Data platform readiness is often the bottleneck that slows smart metering value realization. Installing 100,000 communicating meters generates orders of magnitude more data than a manual reading program. Utilities need billing systems, customer portals, leak analytics engines, and network management dashboards that are designed to handle continuous data streams — not batch imports from spreadsheets.

Regulatory and data privacy frameworks across the GCC are evolving rapidly. Saudi Arabia’s PDPL, the UAE’s data protection regulations, and Qatar’s developing frameworks all have implications for how meter consumption data — which can reveal sensitive patterns about occupancy and lifestyle — is stored, processed, and shared.

The Long Game: From Billing Tool to Water Intelligence Platform

The utilities that get the most value from smart metering are not the ones that treat it as a billing efficiency project. They are the ones that recognize the meter network as a sensing infrastructure — a distributed nervous system for the entire water distribution grid.

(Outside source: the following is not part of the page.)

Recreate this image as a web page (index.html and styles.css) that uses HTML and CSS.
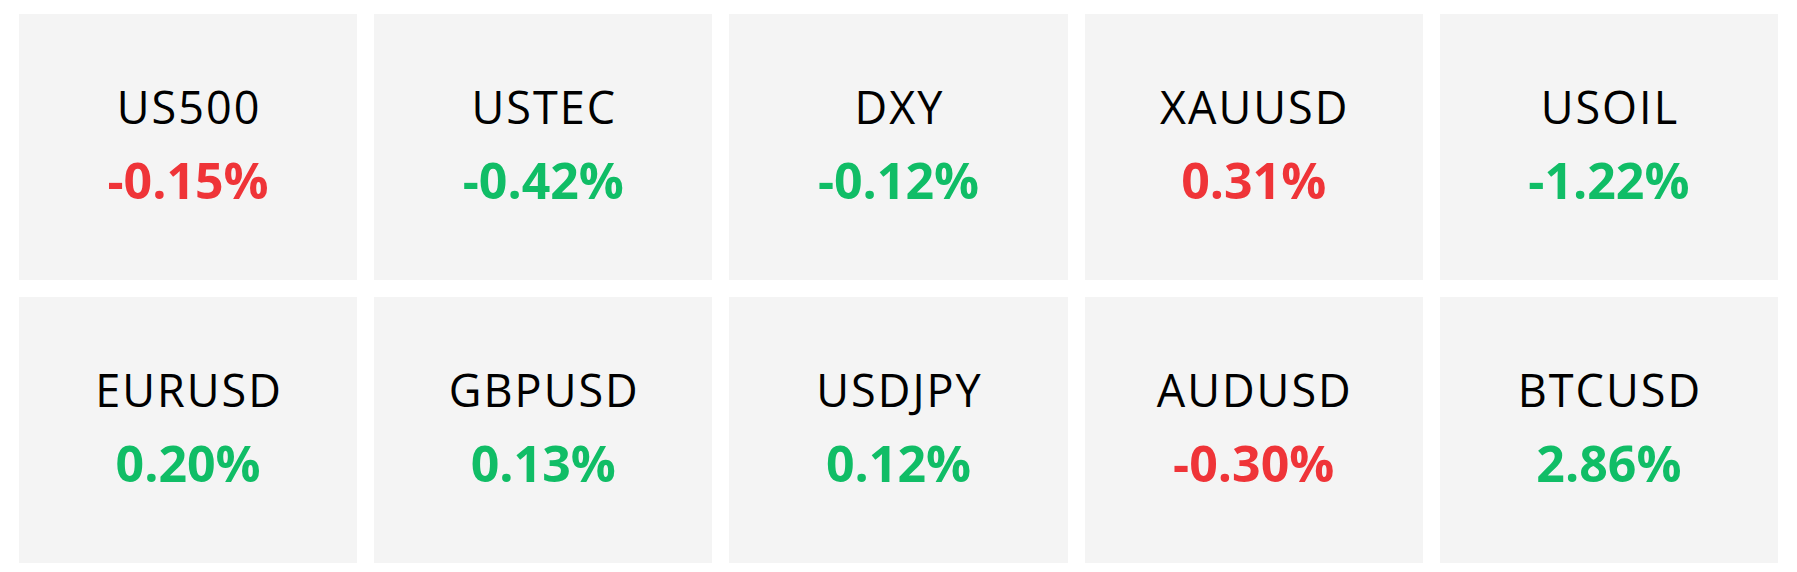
FILE: index.html
```html
<!DOCTYPE html>
<html>
<head>
<meta charset="utf-8">
<link rel="stylesheet" href="styles.css">
</head>
<body>
<div class="grid">
  <div class="card"><div class="sym">US500</div><div class="chg down">-0.15%</div></div>
  <div class="card"><div class="sym">USTEC</div><div class="chg up">-0.42%</div></div>
  <div class="card"><div class="sym">DXY</div><div class="chg up">-0.12%</div></div>
  <div class="card"><div class="sym">XAUUSD</div><div class="chg down">0.31%</div></div>
  <div class="card"><div class="sym">USOIL</div><div class="chg up">-1.22%</div></div>
  <div class="card"><div class="sym">EURUSD</div><div class="chg up">0.20%</div></div>
  <div class="card"><div class="sym">GBPUSD</div><div class="chg up">0.13%</div></div>
  <div class="card"><div class="sym">USDJPY</div><div class="chg up">0.12%</div></div>
  <div class="card"><div class="sym">AUDUSD</div><div class="chg down">-0.30%</div></div>
  <div class="card"><div class="sym">BTCUSD</div><div class="chg up">2.86%</div></div>
</div>
</body>
</html>
```
FILE: styles.css
```css
html, body {
  margin: 0;
  padding: 0;
  background: #ffffff;
}
body {
  font-family: "Open Sans", "Liberation Sans", sans-serif;
  overflow: hidden;
}
.grid {
  display: grid;
  grid-template-columns: repeat(5, 1fr);
  gap: 17px;
  padding: 14px 19px 0 19px;
}
.card {
  background: #f4f4f4;
  height: 266px;
  display: flex;
  flex-direction: column;
  align-items: center;
  justify-content: center;
  padding-bottom: 6px;
  box-sizing: border-box;
}
.sym {
  font-size: 45px;
  font-weight: 400;
  color: #000;
  line-height: 52px;
  letter-spacing: 2px;
  margin-right: -2px;
}
.chg {
  font-size: 50px;
  font-weight: 700;
  line-height: 56px;
  margin-top: 19px;
}
.down { color: #ef3438; }
.up { color: #10bd66; }
```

When you have hourly consumption data from every node in your network, you can build pressure zone models that identify exactly where losses are occurring. You can correlate consumption spikes with weather events to improve demand forecasting. You can identify households that are likely experiencing pipe failures based on anomalous overnight flow patterns and reach out proactively — before the customer even knows they have a problem.

In a region where every cubic meter of water represents a genuine economic and environmental cost, that intelligence is not a nice-to-have. It is the foundation of responsible water stewardship at scale.

The GCC’s water challenge is real, urgent, and growing. Smart metering won’t solve it alone — but no serious solution to the region’s water future gets built without it.